Excertos do livro "Sonderkommando":
Béatrice Prasquier (jornalista) - O que acontecia, nos fornos crematórios de Auschwitz, às cinzas depois de os corpos serem queimados?
Shlomo Venezia (sobrevivente de Auschwitz)- As cinzas deviam ser eliminadas para não deixar nenhum vestígio. Na verdade, quer nos fornos quer nas valas comuns alguns ossos, como os da bacia, queimavam mal. Era por isso que os ossos mais largos deviam ser retirados e esmigalhados separadamente, antes de serem misturados com as cinzas. Estas, uma vez trituradas, eram transportadas numa pequena carroça. Um camião vinha recolhê-las regularmente para que fossem deitadas ao rio. Cheguei a substituir um dos homens responsáveis por triturarem as cinzas.
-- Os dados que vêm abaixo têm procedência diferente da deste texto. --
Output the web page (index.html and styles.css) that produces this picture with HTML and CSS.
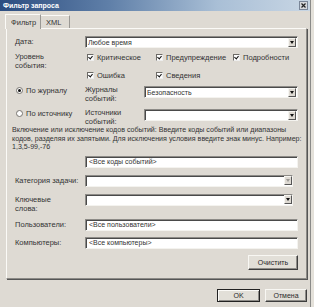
FILE: index.html
```html
<!DOCTYPE html>
<html lang="ru">
<head>
  <meta charset="UTF-8">
  <title>Фильтр запроса</title>
  <link rel="stylesheet" href="styles.css">
</head>
<body>
  <div class="window">
    <div class="titlebar">
      <span class="title">Фильтр запроса</span>
      <span class="close">
        <svg width="5" height="5" viewBox="0 0 5 5"><path d="M0.5 0.5L4.5 4.5M4.5 0.5L0.5 4.5" stroke="#222" stroke-width="1.2"/></svg>
      </span>
    </div>

    <div class="tabs">
      <span class="tab active">Фильтр</span>
      <span class="tab">XML</span>
    </div>

    <div class="panel">
      <div class="row">
        <span class="label">Дата:</span>
        <div class="select"><span>Любое время</span><span class="arrow"></span></div>
      </div>

      <div class="row level">
        <span class="label two">Уровень<br>события:</span>
        <div class="checks">
          <span class="check"><span class="box on"></span>Критическое</span>
          <span class="check"><span class="box on"></span>Предупреждение</span>
          <span class="check"><span class="box on"></span>Подробности</span>
          <span class="check"><span class="box on"></span>Ошибка</span>
          <span class="check"><span class="box on"></span>Сведения</span>
        </div>
      </div>

      <div class="row source first">
        <span class="radio-label"><span class="radio on"></span>По журналу</span>
        <span class="label two">Журналы<br>событий:</span>
        <div class="select"><span>Безопасность</span><span class="arrow"></span></div>
      </div>

      <div class="row source">
        <span class="radio-label"><span class="radio"></span>По источнику</span>
        <span class="label two">Источники<br>событий:</span>
        <div class="select"><span></span><span class="arrow"></span></div>
      </div>

      <p class="hint">Включение или исключение кодов событий: Введите коды событий или диапазоны кодов, разделяя их запятыми. Для исключения условия введите знак минус. Например: 1,3,5-99,-76</p>

      <div class="row codes">
        <span class="label"></span>
        <div class="input">&lt;Все коды событий&gt;</div>
      </div>

      <div class="row gap7 narrow">
        <span class="label">Категория задачи:</span>
        <div class="select"><span></span><span class="arrow off"></span></div>
      </div>

      <div class="row gap7 narrow">
        <span class="label two">Ключевые<br>слова:</span>
        <div class="select"><span></span><span class="arrow"></span></div>
      </div>

      <div class="row gap6">
        <span class="label">Пользователи:</span>
        <div class="input">&lt;Все пользователи&gt;</div>
      </div>

      <div class="row gap6">
        <span class="label">Компьютеры:</span>
        <div class="input">&lt;Все компьютеры&gt;</div>
      </div>

      <div class="clear-row">
        <button class="button clear">Очистить</button>
      </div>
    </div>

    <div class="footer">
      <button class="button ok">OK</button>
      <button class="button">Отмена</button>
    </div>
  </div>
</body>
</html>
```

FILE: styles.css
```css
body {
  margin: 0;
  font-family: 'Liberation Sans', Arial, sans-serif;
  font-size: 7.5px;
  color: #333;
  background: #e4e1da;
}

.window {
  width: 311px;
  height: 307px;
  box-sizing: border-box;
  border-right: 1px solid #8a8a88;
  background: #dedad3;
}

.titlebar {
  display: flex;
  justify-content: space-between;
  align-items: center;
  height: 11px;
  padding: 0 2px 0 3px;
  background: linear-gradient(to right, #2c4d80 0%, #5f7fa8 35%, #a9bfd6 70%, #c8d6e4 100%);
}
.title {
  color: white;
  font-weight: bold;
  font-size: 7px;
}
.close {
  display: flex;
  align-items: center;
  justify-content: center;
  width: 7px;
  height: 7px;
  background: #d6d8dc;
  border: 1px solid #7a8698;
}

.tabs {
  display: flex;
  padding-left: 5px;
  margin-top: 3px;
  height: 14px;
  align-items: flex-end;
}
.tab {
  display: flex;
  align-items: center;
  height: 12px;
  padding: 0 5px;
  border: 1px solid #9a9894;
  border-bottom: none;
  border-left-color: #fbfaf7;
  border-top-color: #fbfaf7;
}
.tab.active {
  height: 14px;
  width: 24px;
  margin-bottom: -1px;
  position: relative;
  background: #dedad3;
}
.tab + .tab {
  width: 18px;
  border-left: none;
}

.panel {
  margin-left: 6px;
  width: 301px;
  height: 251px;
  box-sizing: border-box;
  border: 1px solid #8c8a86;
  border-top-color: #fbfaf7;
  border-left-color: #fbfaf7;
  box-shadow: 1px 1px 0 #555;
  padding: 7px 8px 0 8px;
  display: flex;
  flex-direction: column;
}

.row {
  display: grid;
  grid-template-columns: 70px 1fr;
  align-items: start;
}
.label {
  line-height: 12px;
}
.label.two {
  line-height: 9px;
  padding-top: 1px;
}

.select, .input {
  display: flex;
  align-items: center;
  justify-content: space-between;
  height: 12px;
  box-sizing: border-box;
  background: white;
  border: 1px solid #8d8b87;
  border-right-color: #f4f3ef;
  border-bottom-color: #f4f3ef;
  box-shadow: inset 1px 1px 0 #4a4a4a;
  padding-left: 2px;
  font-size: 7px;
}
.input {
  padding-left: 3px;
}
.arrow {
  width: 8px;
  height: 9px;
  margin-right: 1px;
  background: #dedad3;
  border: 1px solid #f6f5f1;
  border-right-color: #555;
  border-bottom-color: #555;
  box-sizing: border-box;
  display: flex;
  align-items: center;
  justify-content: center;
}
.arrow::after {
  content: "";
  border-left: 2.5px solid transparent;
  border-right: 2.5px solid transparent;
  border-top: 3px solid #111;
}
.arrow.off::after {
  border-top-color: #9c9a96;
}

.level {
  margin-top: 4px;
}
.level .label.two {
  padding-top: 0;
}
.checks {
  display: grid;
  grid-template-columns: 69px 77px 1fr;
  row-gap: 8px;
  padding-left: 2px;
}
.check {
  display: flex;
  align-items: center;
  gap: 3px;
  height: 10px;
}
.box {
  width: 7px;
  height: 7px;
  box-sizing: border-box;
  background: white;
  border: 1px solid #6c6a66;
  border-right-color: #eee;
  border-bottom-color: #eee;
  position: relative;
}
.box.on::after {
  content: "";
  position: absolute;
  left: 1px;
  top: 0px;
  width: 2px;
  height: 3px;
  border: solid #111;
  border-width: 0 1.2px 1.2px 0;
  transform: rotate(40deg);
}

.source {
  grid-template-columns: 70px 59px 1fr;
  margin-top: 6px;
}
.source .label.two {
  padding-top: 0;
  margin-top: -1px;
}
.radio-label {
  display: flex;
  align-items: center;
  gap: 3px;
  height: 10px;
  padding-left: 1px;
  margin-top: -1px;
}
.radio {
  width: 7px;
  height: 7px;
  box-sizing: border-box;
  border-radius: 50%;
  background: white;
  border: 1px solid #77746f;
  display: flex;
  align-items: center;
  justify-content: center;
}
.radio.on::after {
  content: "";
  width: 3px;
  height: 3px;
  border-radius: 50%;
  background: #111;
}

.hint {
  margin: 0;
  margin-left: -3px;
  margin-right: -4px;
  line-height: 8.5px;
  font-size: 7.1px;
}

.codes {
  margin-top: 4px;
}
.gap7 {
  margin-top: 7px;
}
.gap6 {
  margin-top: 6px;
}
.narrow {
  padding-right: 5px;
}
.narrow .arrow {
  margin-right: 0;
}

.clear-row {
  display: flex;
  justify-content: flex-end;
  margin-top: 6px;
}
.button {
  font-family: 'Liberation Sans', Arial, sans-serif;
  font-size: 7px;
  color: #2a2a2a;
  background: #e2dfd8;
  border: 1px solid #f8f7f3;
  border-right-color: #3e3e3e;
  border-bottom-color: #3e3e3e;
  box-shadow: inset -1px -1px 0 #8e8c88;
  padding: 0;
  height: 14px;
}
.clear {
  width: 50px;
  height: 15px;
}

.footer {
  display: flex;
  justify-content: flex-end;
  gap: 5px;
  margin-top: 10px;
  padding-right: 3px;
}
.footer .button {
  width: 42px;
  height: 13px;
}
.footer .ok {
  width: 43px;
  border: 1px solid #222;
  box-shadow: inset 1px 1px 0 #fbfaf7, inset -1px -1px 0 #8e8c88;
}
```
Isso permitia-me apanhar um pouco de ar e sair da atmosfera sufocante e fétida do Crematório.
Béatrice Prasquier - O que via e o que é que acontecia quando os deportados chegavam às câmaras de gás?
Shlomo Venezia - A morte das pessoas que iam para a câmara de gás era tudo menos uma morte pacífica. É de tal modo violento e triste que tenho dificuldade em falar destas visões da câmara de gás. Podíamos encontrar pessoas com olhos saídos das órbitas devido ao esforço feito pelo organismo. Outras com sangue por todo o lado ou sujas pelos seus próprios excrementos. Todas pessoas agonizavam e sofriam terrivelmente na câmara. Não se pense que o gás era lançado e morriam automaticamente. Era um processo que podia demorar mais de dez minutos, nos quais as pessoas procuravam desesperadamente um pouco de ar - homens, mulheres e crianças. Um processo de carnificina de tipo industrial que matou milhões de pessoas. Na minha opinião, não posso garantir, mas penso que muitas pessoas morriam mesmo antes de o gás ser lançado. Estavam de tal modo apertadas umas contra as outras e em pânico, que os mais pequenos, os mais débeis, sufocavam.
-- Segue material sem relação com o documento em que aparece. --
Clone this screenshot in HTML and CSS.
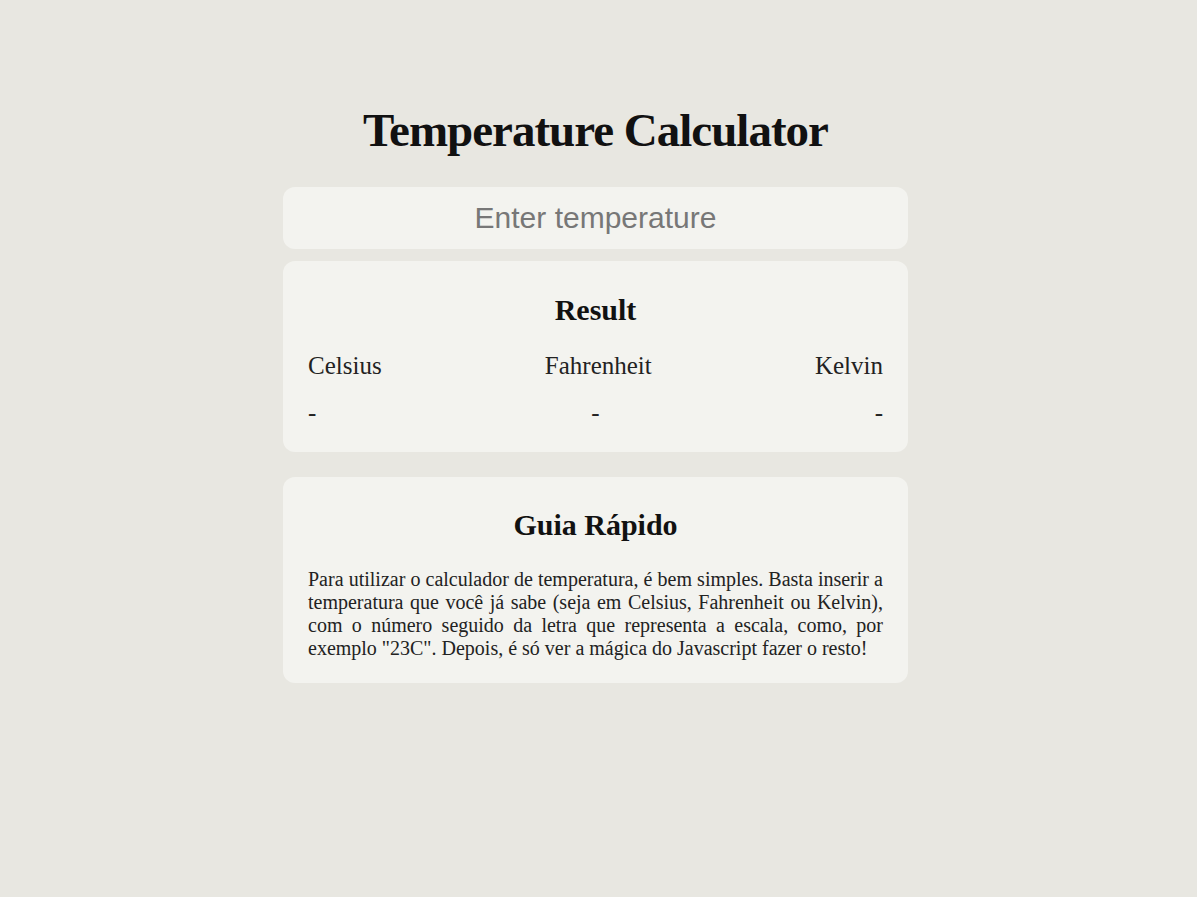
FILE: index.html
```html
<!DOCTYPE html>
<html lang="pt">
<head>
<meta charset="utf-8">
<title>Temperature Calculator</title>
<link rel="stylesheet" href="styles.css">
</head>
<body>
<main class="app">
  <h1 class="title">Temperature Calculator</h1>
  <input class="temp-input" type="text" placeholder="Enter temperature">
  <section class="card result">
    <h2 class="card-title">Result</h2>
    <div class="row labels">
      <span>Celsius</span>
      <span>Fahrenheit</span>
      <span>Kelvin</span>
    </div>
    <div class="row values">
      <span>-</span>
      <span>-</span>
      <span>-</span>
    </div>
  </section>
  <section class="card guide">
    <h2 class="card-title">Guia Rápido</h2>
    <p class="guide-text">Para utilizar o calculador de temperatura, é bem simples. Basta inserir a temperatura que você já sabe (seja em Celsius, Fahrenheit ou Kelvin), com o número seguido da letra que representa a escala, como, por exemplo "23C". Depois, é só ver a mágica do Javascript fazer o resto!</p>
  </section>
</main>
</body>
</html>
```
FILE: styles.css
```css
html, body {
  margin: 0;
  padding: 0;
}
body {
  background: #e8e7e1;
  font-family: "Liberation Serif", "Times New Roman", serif;
  color: #222;
  padding: 103px 6px 0 0;
}
.app {
  width: 625px;
  margin: 0 auto;
  display: flex;
  flex-direction: column;
}
.title {
  margin: 0 0 30px;
  font-size: 47px;
  letter-spacing: -1px;
  font-weight: bold;
  text-align: center;
  color: #111;
}
.temp-input {
  box-sizing: border-box;
  height: 62px;
  width: 100%;
  border: none;
  border-radius: 12px;
  background: #f3f3ef;
  font-family: "Liberation Sans", Arial, sans-serif;
  font-size: 30px;
  text-align: center;
  color: #333;
  outline: none;
  padding: 0 10px;
}
.temp-input::placeholder {
  color: #777;
}
.card {
  background: #f3f3ef;
  border-radius: 12px;
  padding: 0 25px;
}
.card-title {
  margin: 0;
  font-size: 30px;
  font-weight: bold;
  text-align: center;
  color: #111;
}
.result {
  margin-top: 12px;
  padding-top: 32px;
  padding-bottom: 24.5px;
}
.row {
  display: flex;
  justify-content: space-between;
  font-size: 25px;
}
.labels {
  margin-top: 25px;
}
.values {
  margin-top: 19px;
}
.guide {
  margin-top: 25px;
  padding-top: 31.5px;
  padding-bottom: 23.5px;
}
.guide-text {
  margin: 25.5px 0 0;
  font-size: 20px;
  line-height: 23px;
  text-align: justify;
}
```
A imagem que víamos ao abrir a porta depois da chacina era atroz, não dá para imaginar o que aquilo era. Pensávamos que era impossível alguém sobreviver ao gás mortífero, mas um dia, ao abrir a porta da câmara, encontrámos um bebé vivo! Sobreviveu porque estava a agarrado ao peito da mãe no momento do lançamento do gás, e o efeito de sucção permitiu-lhe não inalar o veneno. Não é preciso dizer que um oficial SS, assim que viu o bebé a chorar, sacou da pistola e matou-o, a sangue frio, com um tiro na nuca. Nos primeiros dias, apesar da fome que me atormentava, tinha dificuldade em tocar no bocado de pão que recebíamos. O odor persistia nas mãos, sentia-me sujo com a morte. Com o tempo, tive de me habituar a tudo, como instinto de sobrevivência. Tornei-me num autómato sem capacidade de raciocinar.